The Lancet URL download entire article (with payment) from:
http://www.thelancet.com/journals/lancet/article/PIIS0140-6736%2813%2962675-6/fulltext
"January 17 2014: Long-term treatment-related outcomes in patients with extensively drug-resistant (XDR) tuberculosis are unknown. We followed up a cohort of patients to address knowledge gaps."
Methods
Between March, 2008, and August, 2012, we prospectively followed up a cohort of 107 patients from three provinces in South Africa, who had been diagnosed with XDR tuberculosis between August 2002, and February, 2008. Available isolates from 56 patients were genotyped to establish strain type and used for extended susceptibility testing.
Findings
All patients were treated empirically as inpatients with a median of eight drugs (IQR six to ten). 44 patients (41%) had HIV. 36 (64%) of 56 isolates were resistant to at least eight drugs, and resistance to an increasing number of drugs was associated with the Beijing genotype (p=0·01).

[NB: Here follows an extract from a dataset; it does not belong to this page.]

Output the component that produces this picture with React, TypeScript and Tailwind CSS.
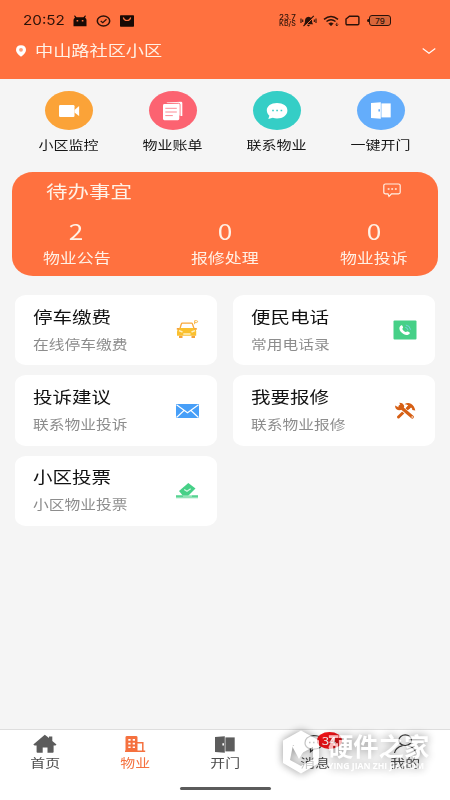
import type { ReactNode } from 'react';
import { clsx } from 'clsx';

type TextProps = { children: ReactNode; className?: string };

// Glyphs on this screen are wider than tall
function Wide({ children, className }: TextProps) {
  return <span className={clsx('inline-block scale-x-[1.22] whitespace-nowrap', className)}>{children}</span>;
}

const VideoIcon = () => (
  <svg width="22" height="14" viewBox="0 0 22 14" fill="#fff">
    <rect x="1" y="1" width="15.5" height="12" rx="1.2" />
    <path d="M16.5 6 21.1 2v10L16.5 8.5z" />
  </svg>
);

const BillIcon = () => (
  <svg width="22" height="20" viewBox="0 0 22 20">
    <path d="M4.5 1.5 19 .8q1.3 0 1.3 1.2v13H18" fill="#fff" />
    <path d="M18 16V3.5q0-1.3-1.5-1.2L3 2.6" fill="none" stroke="#fc6371" strokeWidth="0.9" />
    <rect x="1" y="3" width="16.3" height="16.2" rx="1.4" fill="#fff" />
    <path d="M3.3 7.3h11.5M3.3 11h11.5M3.3 14.6h7.5" stroke="#fc8a94" strokeWidth="1" />
  </svg>
);

const BubbleIcon = () => (
  <svg width="22" height="18" viewBox="0 0 22 18">
    <path d="M11 1C5 1 .8 4.2.8 8.2c0 2.5 1.3 4.4 2.6 5.6L2.3 17l4.5-1.2c1.2.4 2.7.6 4.2.6 6 0 10.4-3.5 10.4-8S17 1 11 1z" fill="#fff" />
    <path d="M6.2 8.5h1.6M10.3 8.5h1.6M14.6 8.5h1.6" stroke="#35cec6" strokeWidth="1.7" />
  </svg>
);

const DoorIcon = ({ color, knob }: { color: string; knob: string }) => (
  <svg width="20" height="17" viewBox="0 0 20 17">
    <path d="M0 1 9.8.3v16.4L0 16z" fill={color} />
    <path d="M10.4 1.4h9.3v14h-9.3z" fill={color} />
    <path d="M8.2 7.2v2.4" stroke={knob} strokeWidth="1.6" />
  </svg>
);

const CarIcon = () => (
  <svg width="24" height="20" viewBox="0 0 24 20">
    <path d="M5 8.5 6.3 4q.2-.8 1-.8h9.2q.8 0 1 .8L19 8.5" fill="none" stroke="#f9a83c" strokeWidth="1.3" />
    <path d="M4.2 8h15.6q1.4 1.5 1.4 3.5v4.3H2v-4.3Q2 9.5 4.2 8z" fill="#fac02e" />
    <path d="M1.8 8h2.5v1.8H1.8zM19.3 8h2.5v1.8h-2.5zM4 15.7h3.5v2.2H4zM16.5 15.7H20v2.2h-3.5z" fill="#f5a43b" />
    <path d="M4 10.6 7.5 12M20 10.6 16.5 12M8.3 14h7.2" stroke="#fff0c2" strokeWidth="1.5" />
    <path d="M19.6 4.2V.7h2q1.2 0 1 1.1-.2.8-1.2.8h-1.5" fill="none" stroke="#f9b94d" strokeWidth="1" />
  </svg>
);

const PhoneIcon = () => (
  <svg width="24" height="20" viewBox="0 0 24 20">
    <rect x="0.5" y="0.5" width="23" height="19" rx="1" fill="#46d087" />
    <path d="M8 5.5C8.7 5 9.5 5.5 10 7c.4 1-.7 1.3-.6 2 .3 1.2 2 2.7 3.1 3 .8.2 1.4-1 2.4-.5 1.5.6 2.3 1.2 1.8 2-1.1 1.7-3.6 2-5.8.7-2.5-1.4-4.4-3.6-4.5-5.8 0-1.3.6-2.3 1.6-2.9z" fill="#fff" />
    <path d="M12.3 7.4q2.3.3 2.7 2.7M12.8 5q4.3.6 4.7 4.7" fill="none" stroke="#78cfe0" strokeWidth="1" />
  </svg>
);

const MailIcon = () => (
  <svg width="24" height="16" viewBox="0 0 24 16">
    <rect x="1" y="1" width="23" height="14" fill="#479ff8" />
    <path d="M1.5 1.8 12.5 9.8 23.5 1.8M1.5 14.5 9 7.5M23.5 14.5 16 7.5" fill="none" stroke="#fff" strokeWidth="1.1" />
  </svg>
);

const RepairIcon = () => (
  <svg width="24" height="20" viewBox="0 0 24 20">
    <path d="M5.5 16 16 6" stroke="#d65f14" strokeWidth="3" strokeLinecap="round" />
    <path d="M7.5 6 19 16.2" stroke="#fff" strokeWidth="4.6" />
    <path d="M7 5.5 19.3 16" stroke="#d65f14" strokeWidth="3.2" strokeLinecap="round" />
    <path d="M2 4.5 5.5 6.3 7.6 4.7 6.3 1.7Q9.5 1.5 10.8 4T9.3 8.3Q6 10.3 3.5 8.2 2 6.8 2 4.5z" fill="#d65f14" />
    <path d="M11.5 3.3Q14.5 1 18 2.7 21.5 5 22.3 9.5L19.3 9Q19.5 7.3 18 6.5L15.5 8.7 13.3 6.5 15.3 4.5Q13.5 3.3 11.5 3.3z" fill="#d65f14" />
    <circle cx="19.2" cy="16" r="0.8" fill="#fff" />
  </svg>
);

const VoteIcon = () => (
  <svg width="24" height="18" viewBox="0 0 24 18">
    <path d="M13.3 1 20.5 6.5 12.5 14.5H8.5L4 9z" fill="#46d087" />
    <path d="M1 14.8H23" stroke="#8fe2b6" strokeWidth="3" />
    <path d="M1 14.1H8M17 14.1h6" stroke="#46d087" strokeWidth="1.4" />
    <path d="M9.2 7.5 12 9.3 15.7 6.7" fill="none" stroke="#d4f5e3" strokeWidth="1.2" />
  </svg>
);

const HomeIcon = () => (
  <svg width="24" height="20" viewBox="0 0 24 20">
    <path d="M11.8.8 16 4V2.5h3.3V7L23.5 10.5 22.5 11.5H20.6V18q0 .8-.9.8H14.500V13.500H9.700V18.800H4.500q-.9 0-.9-.8V11.500H1.500L.3 10.500z" fill="#5c5c5c" />
  </svg>
);

const EstateIcon = () => (
  <svg width="22" height="18" viewBox="0 0 22 18">
    <path d="M1.5 16V2.4Q1.5 1 3 1h9q1.5 0 1.5 1.4V16z" fill="#f5713f" />
    <path d="M4.3 4.9h2.3M8.7 4.9H11M4.3 8.6h2.3M8.7 8.6H11M4.3 12.3h2.3M8.7 12.3H11" stroke="#fff" strokeWidth="1.6" />
    <path d="M13 7.8h5.8V16M1 16.2h20.2" fill="none" stroke="#f5713f" strokeWidth="1.5" />
  </svg>
);

const MessageIcon = () => (
  <svg width="24" height="20" viewBox="0 0 24 20" fill="none" stroke="#3a3a3a" strokeWidth="1.2">
    <path d="M18 12.5Q16 15 11 15L7.5 17.8V14.8Q2 13.5 2 9 2 2.5 10.5 1.5 16 1.5 18 4" />
    <path d="M6 8.5h1.5M10 8.5h1.5M14 8.5h1.5" strokeWidth="1.7" />
  </svg>
);

const MeIcon = () => (
  <svg width="24" height="20" viewBox="0 0 24 20" fill="none" stroke="#3a3a3a" strokeWidth="1.2">
    <ellipse cx="12.2" cy="6.2" rx="6.3" ry="5.3" />
    <path d="M1.5 19Q2.5 13.5 9.5 11.6M15 11.6Q22 13.5 23 19" />
  </svg>
);

const SHORTCUTS = [
  { label: '小区监控', color: 'bg-[#fba338]', icon: <VideoIcon /> },
  { label: '物业账单', color: 'bg-[#fc6371]', icon: <BillIcon /> },
  { label: '联系物业', color: 'bg-[#35cec6]', icon: <BubbleIcon /> },
  { label: '一键开门', color: 'bg-[#64adfb]', icon: <DoorIcon color="#fff" knob="#64adfb" /> },
];

const TODOS = [
  { label: '物业公告', count: 2 },
  { label: '报修处理', count: 0 },
  { label: '物业投诉', count: 0 },
];

const SERVICES = [
  { title: '停车缴费', desc: '在线停车缴费', icon: <CarIcon /> },
  { title: '便民电话', desc: '常用电话录', icon: <PhoneIcon /> },
  { title: '投诉建议', desc: '联系物业投诉', icon: <MailIcon /> },
  { title: '我要报修', desc: '联系物业报修', icon: <RepairIcon /> },
  { title: '小区投票', desc: '小区物业投票', icon: <VoteIcon /> },
];

const TABS = [
  { label: '首页', icon: <HomeIcon /> },
  { label: '物业', icon: <EstateIcon />, active: true },
  { label: '开门', icon: <DoorIcon color="#5c5c5c" knob="#fff" /> },
  { label: '消息', icon: <MessageIcon />, badge: 34 },
  { label: '我的', icon: <MeIcon /> },
];

function StatusBar() {
  return (
    <div className="flex h-[41px] items-center pl-[23px] pr-[59px] font-['Inter',sans-serif] text-[#2b1209]">
      <span className="w-[50px] text-[13.5px] leading-none">
        <span className="inline-block origin-left scale-x-[1.13]">20:52</span>
      </span>
      <div className="flex items-center gap-[9px]">
        <svg width="14" height="12" viewBox="0 0 14 12">
          <path d="M.5 11.3V5Q.5 3.5 2 2.7L1 .8 2 .4 3.5 2.2h7L12 .4l1 .4-1 1.9q1.5.8 1.5 2.3v6.3z" fill="#180a05" />
          <path d="M3.6 5.7h1.6M8.8 5.7h1.6" stroke="#ff713f" strokeWidth="1.4" />
        </svg>
        <svg width="15" height="12" viewBox="0 0 15 12" fill="none" stroke="#2b1209">
          <ellipse cx="7.5" cy="6" rx="6.2" ry="5" strokeWidth="1.5" />
          <path d="M4.7 6 6.8 7.7 10.5 4.3" strokeWidth="1.3" />
        </svg>
        <svg width="14" height="12" viewBox="0 0 14 12">
          <rect y="0.3" width="14" height="11.4" rx="0.7" fill="#180a05" />
          <path d="M3.3 2.5Q4 5.5 7 5.5t3.7-3" fill="none" stroke="#ff713f" strokeWidth="1.2" />
        </svg>
      </div>
      <div className="ml-auto flex items-center">
        <span className="w-[21px] text-[7px] leading-[6px] font-medium">
          <span className="block w-4 origin-left scale-x-[1.15]">23.7</span>
          <span className="block w-4 origin-left scale-x-[1.02]">KB/S</span>
        </span>
        <svg className="mr-[6px]" width="17" height="12" viewBox="0 0 17 12">
          <path d="M4 9.2q1-.8 1-3.5 0-3.5 3.5-4 3.5.5 3.5 4 0 2.7 1.2 3.5zM6.8 10h3.4l-1.7 1.5z" fill="#2b1209" />
          <path d="M4.5 11.5 15 1" stroke="#ff713f" strokeWidth="1" />
          <path d="M3.5 11 13.8.8M1 3.5v4.5M2.7 4.5v2.5M16 3.5v4.5M14.3 4.5v2.5" stroke="#2b1209" strokeWidth="1.1" />
        </svg>
        <svg className="mr-[5px]" width="17" height="12" viewBox="0 0 17 12" fill="none" stroke="#2b1209">
          <path d="M1 4.3Q8 -1.2 15 4.3M3.5 6.5Q8 3 12.5 6.5" strokeWidth="1.5" />
          <path d="M5.8 8.5Q8 7 10.2 8.5L8 10.8z" fill="#2b1209" strokeWidth="0.6" />
          <path d="M13.8 7.8v3M12.5 9.6l1.3 1.3 1.3-1.3" strokeWidth="0.9" />
        </svg>
        <svg className="mr-[7px]" width="15" height="11" viewBox="0 0 15 11">
          <path d="M4.5 1.2h8.2q1.2 0 1.2 1.2v6.2q0 1.2-1.2 1.2H2.2Q1 9.8 1 8.600V4z" fill="none" stroke="#2b1209" strokeWidth="1.4" />
        </svg>
        <span className="h-[3px] w-[2px] rounded-l bg-[#2b1209]" />
        <span className="flex h-[10.5px] w-[22px] items-center justify-center rounded-[3px] border border-[#2b1209] bg-[#d9663a] text-[8px] leading-none font-medium">
          79
        </span>
      </div>
    </div>
  );
}

function Header() {
  return (
    <header className="h-[78.5px] bg-[#ff713f]">
      <StatusBar />
      <div className="flex h-5 items-center pl-[15px] pr-[14px]">
        <svg width="12" height="12" viewBox="0 0 12 12">
          <path d="M6 .3Q11 .5 11 5 11 8 6 11.8 1 8 1 5 1 .5 6 .3z" fill="#fff" />
          <circle cx="6" cy="4.8" r="1.9" fill="#ff9c78" />
        </svg>
        <Wide className="-mt-[2px] ml-[8px] origin-left text-[14.9px] leading-5 text-[#fff1e6]">中山路社区小区</Wide>
        <svg className="ml-auto" width="14" height="8" viewBox="0 0 14 8">
          <path d="M.7 1.5 7 6.3 13.3 1.5" fill="none" stroke="#fff" strokeWidth="1.1" />
        </svg>
      </div>
    </header>
  );
}

function TodoPanel() {
  return (
    <section className="mx-[12px] mt-[18px] h-[104px] rounded-[21px/19px] bg-[#ff713f] text-[#fff1e6]">
      <div className="flex h-[37px] items-center justify-between pr-[37px] pl-[34px]">
        <Wide className="origin-left text-[17.6px] leading-6">待办事宜</Wide>
        <svg width="18" height="15" viewBox="0 0 18 15" fill="none" stroke="#fff1e6" strokeWidth="1.2">
          <path d="M2.5 1h13q1.7 0 1.7 1.5v6.8q0 1.5-1.7 1.5H8.5L6 13.5 5 10.8H2.5Q.8 10.8.8 9.3V2.5Q.8 1 2.5 1z" />
          <path d="M4.7 6h1.8M8.3 6h1.8M11.9 6h1.8" strokeWidth="1.5" />
        </svg>
      </div>
      <div className="-mx-[10px] grid grid-cols-3">
        {TODOS.map((item) => (
          <div key={item.label} className="flex flex-col items-center">
            <Wide className="text-[21.5px] leading-[44px]">{item.count}</Wide>
            <Wide className="-mt-[6px] text-[13.9px] leading-5">{item.label}</Wide>
          </div>
        ))}
      </div>
    </section>
  );
}

function TabBar() {
  return (
    <nav className="mt-auto flex h-[71px] flex-col border-t border-[#dedede] bg-white">
      <div className="grid grid-cols-5 pt-[4px]">
        {TABS.map((tab) => (
          <div key={tab.label} className={clsx('flex flex-col items-center', tab.active ? 'text-[#f5713f]' : 'text-[#4c4c4c]')}>
            <div className="relative flex h-5 items-center">
              {tab.icon}
              {tab.badge && (
                <span className="absolute top-[-2px] left-[14px] flex h-[17px] w-[25px] items-center justify-center rounded-[50%] bg-[#f01318] text-[11px] leading-none text-white">
                  <Wide>{tab.badge}</Wide>
                </span>
              )}
            </div>
            <Wide className="text-[12.2px] leading-[18px]">{tab.label}</Wide>
          </div>
        ))}
      </div>
      <div className="mx-auto mt-auto mb-[10.5px] h-[3px] w-[91px] rounded-full bg-[#5b5b5b]" />
    </nav>
  );
}

function Watermark() {
  return (
    <div className="pointer-events-none absolute top-[730px] left-[282px] opacity-70">
      <div className="flex items-center gap-[8px] text-white drop-shadow-[0_0_4px_rgba(0,0,0,0.6)]">
        <svg width="38" height="44" viewBox="0 0 38 44">
          <path fillRule="evenodd" d="M19 .5 37 10.5V33L19 43.5 1 33V10.5zM11 15 8 30 19 36 31 29V17L20 23z" fill="currentColor" />
          <path d="M10 16 26 14 17 29z" fill="currentColor" />
        </svg>
        <div className="w-[102px] whitespace-nowrap">
          <div className="text-[25.3px] leading-[26px] font-bold">硬件之家</div>
          <div className="mt-[1px] origin-left scale-x-[0.96] font-['Open_Sans',sans-serif] text-[9px] leading-[13px] font-bold">YING JIAN ZHI JIA.COM</div>
        </div>
      </div>
    </div>
  );
}

export default function App() {
  return (
    <div className="relative flex h-[800px] w-[450px] flex-col overflow-hidden bg-[#f5f5f5] font-['Noto_Sans_CJK_SC',sans-serif]">
      <Header />

      {/* Shortcuts */}
      <div className="mx-[17px] mt-[12.5px] grid grid-cols-4">
        {SHORTCUTS.map((item) => (
          <div key={item.label} className="flex flex-col items-center">
            <div className={clsx('flex h-[39px] w-[48px] items-center justify-center rounded-[50%]', item.color)}>{item.icon}</div>
            <Wide className="mt-[6px] text-[12.3px] leading-[18px] text-[#161616]">{item.label}</Wide>
          </div>
        ))}
      </div>

      <TodoPanel />

      {/* Services */}
      <div className="mx-[15px] mt-[19px] grid grid-cols-2 gap-x-[16px] gap-y-[10px]">
        {SERVICES.map((item) => (
          <div key={item.title} className="flex h-[70.4px] items-center justify-between rounded-[11px/9px] bg-white pr-[18px] pl-[18px]">
            <div className="-mt-[3px] flex flex-col items-start">
              <Wide className="origin-left text-[16px] leading-[22px] text-[#111]">{item.title}</Wide>
              <Wide className="mt-[8px] origin-left text-[12.9px] leading-[18px] text-[#8d8d8d]">{item.desc}</Wide>
            </div>
            {item.icon}
          </div>
        ))}
      </div>

      <TabBar />
      <Watermark />
    </div>
  );
}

After 24 months of follow-up, 17 patients (16%) had a favourable outcome (ie, treatment cure or completion), 49 (46%) had died, seven (7%) had defaulted (interruption of treatment for at least 2 consecutive months), and 25 (23%) had failed treatment. At 60 months, 12 patients (11%) had a favourable outcome, 78 (73%) had died, four (4%) had defaulted, and 11 (10%) had failed treatment. 45 patients were discharged from hospital, of whom 26 (58%) had achieved sputum culture conversion and 19 (42%) had failed treatment. Median survival of patients who had failed treatment from time of discharge was 19·84 months (IQR 4·16—26·04). Clustering of cases and transmission within families containing a patient who had failed treatment and been discharged were shown with genotypic methods. Net sputum culture conversion occurred in 22 patients (21%) and median time to net culture conversion was 8·7 months (IQR 5·6—26·4). Independent predictors of probability of net culture conversion were no history of multidrug-resistant tuberculosis (p=0·0007) and use of clofazamine (p=0·0069). Independent overall predictors of survival were net culture conversion (p<0·0001) and treatment with clofazamine (p=0·021). Antiretroviral therapy was also a predictor of survival in patients with HIV (p=0·003).
Interpretation
In South Africa, long-term outcomes in patients with XDR tuberculosis are poor, irrespective of HIV status. Because appropriate long-stay or palliative care facilities are scarce, substantial numbers of patients with XDR tuberculosis who have failed treatment and have positive sputum cultures are being discharged from hospital and are likely to transmit disease into the wider community. Testing of new combined regimens is needed urgently and policy makers should implement interventions to minimise disease spread by patients who fail treatment.
Funding
European and Developing Countries Clinical Trials Partnership, South African National Research Foundation (SARChI), and the South African Medical Research Council.